US Jurisdiction Applies Divestment Tools to Reverse Conflict in Sudan

The State of New York has divested its $86.2 million in retirement fund holdings from companies doing business with Sudan. The action, which is also directed at companies with commercial ties to Iran, was undertaken by New York State Comptroller Thomas P. DiNapoli to protest the conflict in Sudan’s western Darfur region, which the US government and others have characterized as genocidal.

Since 2003,the Darfur conflict has resulted in more than 300-thousand deaths and the displacement of between two and three million Sudanese civilians.

Director of the Conflict Risk Network (CRN) Melany Grout says the move sends a powerful message to encourage responsible corporate behavior and persuade other major companies and institutions to take stands that call attention to wrongdoing by Khartoum and other regimes against their own citizens.

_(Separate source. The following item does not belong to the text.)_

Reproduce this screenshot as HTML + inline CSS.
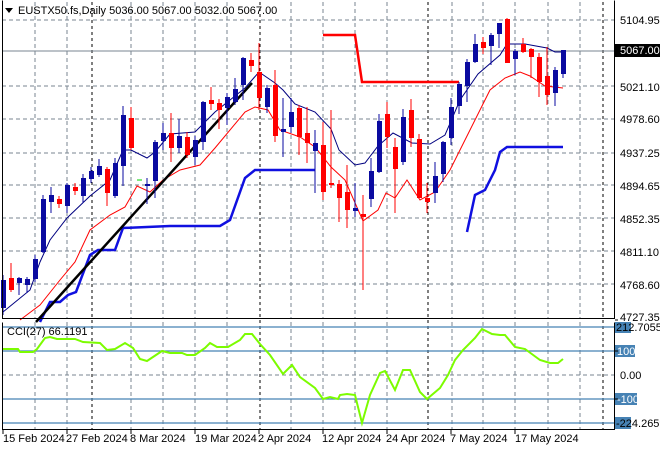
<!DOCTYPE html>
<html><head><meta charset="utf-8"><style>
html,body{margin:0;padding:0;background:#fff;width:660px;height:450px;overflow:hidden}
svg{display:block;font-family:"Liberation Sans",sans-serif;font-size:11px}
</style></head><body>
<svg width="660" height="450" viewBox="0 0 660 450" xmlns="http://www.w3.org/2000/svg">
<rect width="660" height="450" fill="#fff"/>
<g stroke="#7a8590" stroke-width="1" stroke-dasharray="4,3" fill="none">
<path d="M2 20H614M2 86H614M2 119H614M2 153H614M2 185H614M2 218H614M2 251H614M2 284H614"/>
<path d="M35 2V318M67 2V318M131 2V318M163 2V318M195 2V318M227 2V318M291 2V318M323 2V318M355 2V318M387 2V318M452 2V318M483 2V318M515 2V318M548 2V318M580 2V318"/>
<path d="M35 322V429M67 322V429M131 322V429M163 322V429M195 322V429M227 322V429M291 322V429M323 322V429M355 322V429M387 322V429M452 322V429M483 322V429M515 322V429M548 322V429M580 322V429"/>
<path d="M2 375H614"/>
</g>
<g stroke="#000" stroke-width="1" stroke-dasharray="3,3" fill="none">
<path d="M92 2V429M260 2V429M428 2V429M603 2V429"/>
</g>
<path d="M2 51H614" stroke="#7a8590" stroke-width="1"/>
<polyline fill="none" stroke="#1010e0" stroke-width="2.5" points="40,322 50,302 60,302 68,295 76,292 90,255 98,250 115,250 123,228 170,226 220,226 230,220 245,178 255,170 315,170"/>
<polyline fill="none" stroke="#1010e0" stroke-width="2.5" points="467,232 475,195 485,190 495,170 500,152 507,147 563,147"/>
<polyline fill="none" stroke="#f00" stroke-width="2.5" points="323,35 355,35 362,82 459,82"/>
<polyline fill="none" stroke="#000080" stroke-width="1" points="3,312 30,290 40,262 50,240 67,218 90,196 110,180 123,150 131,150 147,158 155,152 170,134 195,132 215,112 245,88 259,72 275,83 283,90 295,104 315,112 331,129 339,150 355,165 365,163 378,146 393,133 412,143 430,144 445,135 460,100 478,74 500,55 507,44 525,44 547,48 555,52 563,52"/>
<polyline fill="none" stroke="#f00" stroke-width="1" points="20,320 40,305 60,280 75,262 90,230 110,215 125,207 137,186 150,192 163,180 180,170 200,165 215,148 245,112 255,107 268,110 280,130 300,137 315,147 331,167 345,180 363,221 378,210 386,193 395,198 407,180 420,200 435,192 450,170 470,130 490,90 505,78 520,72 530,76 545,86 563,88"/>
<path d="M36 322L252 83" stroke="#000" stroke-width="2.5"/>
<g stroke="#0a0aa0" stroke-width="1" fill="none">
<path d="M3 275V315M19 277V295M27 277V293M35 255V282M43 195V253M51 187V213M67 183V213M83 174V203M91 167V183M99 159V177M115 158V198M123 106V186M147 178V204M155 140V198M163 123V150M179 119V153M195 136V165M203 101V150M227 93V125M235 78V105M243 57V100M267 85V113M283 98V157M291 98V133M315 130V193M355 183V217M371 158V207M379 114V173M403 109V165M435 162V203M443 141V182M451 98V145M459 82V114M467 59V102M475 34V63M491 33V65M499 23V48M515 49V75M555 67V106M563 50V78"/>
</g>
<g fill="#0a0aa0">
<rect x="1" y="280" width="5" height="28"/><rect x="17" y="278" width="5" height="5"/><rect x="25" y="279" width="5" height="6"/><rect x="33" y="259" width="5" height="20"/><rect x="41" y="199" width="5" height="53"/><rect x="49" y="195" width="5" height="7"/><rect x="65" y="185" width="5" height="21"/><rect x="81" y="178" width="5" height="18"/><rect x="89" y="171" width="5" height="8"/><rect x="97" y="166" width="5" height="9"/><rect x="113" y="163" width="5" height="33"/><rect x="121" y="115" width="5" height="51"/><rect x="145" y="184" width="5" height="2"/><rect x="153" y="142" width="5" height="39"/><rect x="161" y="133" width="5" height="8"/><rect x="177" y="136" width="5" height="12"/><rect x="193" y="140" width="5" height="17"/><rect x="201" y="102" width="5" height="40"/><rect x="225" y="97" width="5" height="11"/><rect x="233" y="89" width="5" height="13"/><rect x="241" y="58" width="5" height="27"/><rect x="265" y="88" width="5" height="19"/><rect x="281" y="129" width="5" height="3"/><rect x="289" y="112" width="5" height="15"/><rect x="313" y="143" width="5" height="8"/><rect x="353" y="208" width="5" height="3"/><rect x="369" y="171" width="5" height="28"/><rect x="377" y="121" width="5" height="51"/><rect x="401" y="117" width="5" height="45"/><rect x="433" y="176" width="5" height="17"/><rect x="441" y="142" width="5" height="32"/><rect x="449" y="107" width="5" height="31"/><rect x="457" y="84" width="5" height="22"/><rect x="465" y="62" width="5" height="24"/><rect x="473" y="44" width="5" height="18"/><rect x="489" y="35" width="5" height="11"/><rect x="497" y="23" width="5" height="11"/><rect x="513" y="51" width="5" height="8"/><rect x="553" y="70" width="5" height="23"/><rect x="561" y="50" width="5" height="24"/>
</g>
<g stroke="#f00" stroke-width="1" fill="none">
<path d="M11 263V292M59 196V208M75 183V195M107 167V206M131 107V150M171 113V162M187 132V158M211 87V110M219 99V129M251 53V72M259 43V110M275 70V142M299 105V155M307 107V163M323 122V200M331 110V188M339 180V222M347 165V228M363 195V290M387 102V148M395 138V213M411 99V147M419 134V199M427 183V213M483 37V54M507 18V63M523 38V53M531 48V78M539 53V97M547 47V105"/>
</g>
<g fill="#f00">
<rect x="9" y="278" width="5" height="12"/><rect x="57" y="199" width="5" height="5"/><rect x="73" y="187" width="5" height="4"/><rect x="105" y="169" width="5" height="24"/><rect x="129" y="118" width="5" height="30"/><rect x="169" y="133" width="5" height="15"/><rect x="185" y="137" width="5" height="18"/><rect x="209" y="100" width="5" height="4"/><rect x="217" y="103" width="5" height="7"/><rect x="249" y="60" width="5" height="6"/><rect x="257" y="72" width="5" height="26"/><rect x="273" y="85" width="5" height="51"/><rect x="297" y="108" width="5" height="29"/><rect x="305" y="133" width="5" height="10"/><rect x="321" y="145" width="5" height="47"/><rect x="329" y="183" width="5" height="2"/><rect x="337" y="184" width="5" height="14"/><rect x="345" y="192" width="5" height="18"/><rect x="361" y="214" width="5" height="3"/><rect x="385" y="114" width="5" height="23"/><rect x="393" y="147" width="5" height="22"/><rect x="409" y="110" width="5" height="28"/><rect x="417" y="139" width="5" height="59"/><rect x="425" y="198" width="5" height="4"/><rect x="481" y="42" width="5" height="6"/><rect x="505" y="19" width="5" height="44"/><rect x="521" y="44" width="5" height="8"/><rect x="529" y="49" width="5" height="8"/><rect x="537" y="57" width="5" height="25"/><rect x="545" y="76" width="5" height="19"/>
</g>
<path d="M137 180H142" stroke="#00d000" stroke-width="1"/>
<g stroke="#4682b4" stroke-width="1.2">
<path d="M2 327H614M2 351H614M2 399H614M2 423H614"/>
</g>
<polyline fill="none" stroke="#7cfc00" stroke-width="2" points="3,349 18,349 20,352 33,352 37,349 45,338 50,337 57,339 75,339 83,342 100,343 107,350 115,349 125,343 133,348 140,359 147,361 162,351 170,353 182,353 187,355 195,355 205,348 210,343 217,347 228,347 240,340 245,334 252,334 260,344 270,355 283,374 292,365 300,377 315,388 323,399 330,397 338,399 340,395 347,394 355,395 362,423 370,395 380,373 385,371 395,390 403,370 410,370 420,392 427,399 440,388 448,375 455,360 463,350 475,338 482,329 492,334 500,335 505,335 515,347 525,349 540,360 550,363 558,363 563,359"/>
<path d="M2.5 0.5V318.5H614.5V0.5M2.5 322.5V429.5H614.5V322.5" stroke="#000" fill="none" stroke-width="1"/>
<path d="M5 8H13L9 13Z" fill="#000"/>
<text x="18" y="14" fill="#000">EUSTX50.fs,Daily  5036.00 5067.00 5032.00 5067.00</text>
<text x="7" y="335" fill="#000">CCI(27) 66.1191</text>
<g fill="#000">
<text x="620" y="24">5104.95</text>
<text x="620" y="91">5021.10</text>
<text x="620" y="123">4978.60</text>
<text x="620" y="157">4937.25</text>
<text x="620" y="190">4894.65</text>
<text x="620" y="223">4852.35</text>
<text x="620" y="256">4811.10</text>
<text x="620" y="289">4768.60</text>
<text x="620" y="321">4727.35</text>
<text x="620" y="379">0.00</text>
</g>
<rect x="615" y="44" width="45" height="13" fill="#000"/>
<text x="620" y="54" fill="#fff">5067.00</text>
<rect x="615" y="322" width="16" height="11" fill="#4682b4"/>
<text x="616" y="331" fill="#000">212.7055</text>
<rect x="615" y="345" width="20" height="12" fill="#4682b4"/>
<text x="617" y="355" fill="#fff">100</text>
<rect x="615" y="393" width="22" height="12" fill="#4682b4"/>
<text x="617" y="403" fill="#fff">-100</text>
<rect x="615" y="417" width="16" height="12" fill="#4682b4"/>
<text x="616" y="427" fill="#000">-224.2659</text>
<path d="M615 320H618M615 351H618M615 399H618" stroke="#000"/>
<g fill="#000">
<text x="3" y="442">15 Feb 2024</text>
<text x="66" y="442">27 Feb 2024</text>
<text x="130" y="442">8 Mar 2024</text>
<text x="195" y="442">19 Mar 2024</text>
<text x="258" y="442">2 Apr 2024</text>
<text x="322" y="442">12 Apr 2024</text>
<text x="386" y="442">24 Apr 2024</text>
<text x="450" y="442">7 May 2024</text>
<text x="515" y="442">17 May 2024</text>
</g>
<path d="M3 430V434M67 430V434M131 430V434M195 430V434M259 430V434M323 430V434M387 430V434M451 430V434M515 430V434" stroke="#000"/>
</svg>
</body></html>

“The message it sends to them is that there is a price to be paid if they fail to address stakeholder concerns -- the comptroller’s concerns about risk and connections to conflict. So I think divestment and the threat of divestment should encourage these companies to come to the table to discuss steps they can take,” she said.

The divestment follows two years of research by Comptroller DiNapoli into the risks and consequences of allowing companies, primarily engaged in oil and petroleum-related industries, to continue to operate in conflict zones without recognizing what the Conflict Risk Network advises are the practical and moral consequences: their impact on revenue streams, environmental damage, human rights concerns, and the additional instability they promote in such places.

Working since 2007 with the Sudan Divestment Task Force and its Conflict Risk Network offshoot, which was launched to succeed the task force in June, New York began a risk mitigation program for investments in companies doing business in Sudan. Grout says the divestment process undertaken by state pension funds, college endowments, foundations, and for-profit institutional investors serves to prompt corporations to change their traditional ways of doing business.

“Our organization since 2006 has been working to engage with companies that are operating in Sudan. The threat of divestment, in fact, which has been put in place through legislative means in 20-some states in the US and also implemented to a certain degree on the federal level, has actually brought some of them to the table to talk proactively about steps they can take. And with a couple of companies speaking with government officials from the government of Sudan, it has been effective as a tool in addition to taking other steps on the ground,” she said.

Grout suggests that while those divesting bodies continue to engage with certain companies, the divestment process can encourage these companies to continue dialogue and hopefully take steps to address their role in conflict on the ground.

“Over time, as more and more of them take positive steps, we’ll see a bigger impact. We have had members of our organization here meet with high-level US administration officials who have met with high-level Sudanese government officials. And they’ve said that literally every Sudanese government official brought up the issue of divestment and the pressure on companies. So it’s being felt, and it’s a big issue there. And we’re going to continue to work with these companies to leverage their sphere of influence there,” she observed.

The Washington, D.C.-based Conflict Risk Network and its Sudan Divestment Task Force predecessor (which Grout says was more limited in scope) are projects of the Genocide Intervention Network (GI-NET). With 20 founding members, the groups have engaged between 90 and 100 companies included in the network’s Sudan Company Report. In the case of New York State, CRN director Melany Grout says the door has opened up new opportunities to make more companies adopt a morally responsible approach to the conflict and play an important role in ending it.

“What we’ve been able to bring to their attention, I think, has enabled them to make the decisions that they announced, which was to withdraw from a certain number of companies and to also continue engagement and hold on to a number of companies that they believe may have a positive response. So I think that the important picture here is that the information we’ve provided has allowed the comptroller to take a look at his investments and then really be able to leverage its own influence against these companies,” she said.

The Conflict Risk Network counts 13 multinational corporations among businesses which have been convinced to take steps to address the humanitarian situation and reevaluate their operations on the ground in Sudan because of the Darfur crisis. Some US corporations have gone as far as speaking directly with Sudanese officials about the problems raised by having to operate under the continuing perilous conditions.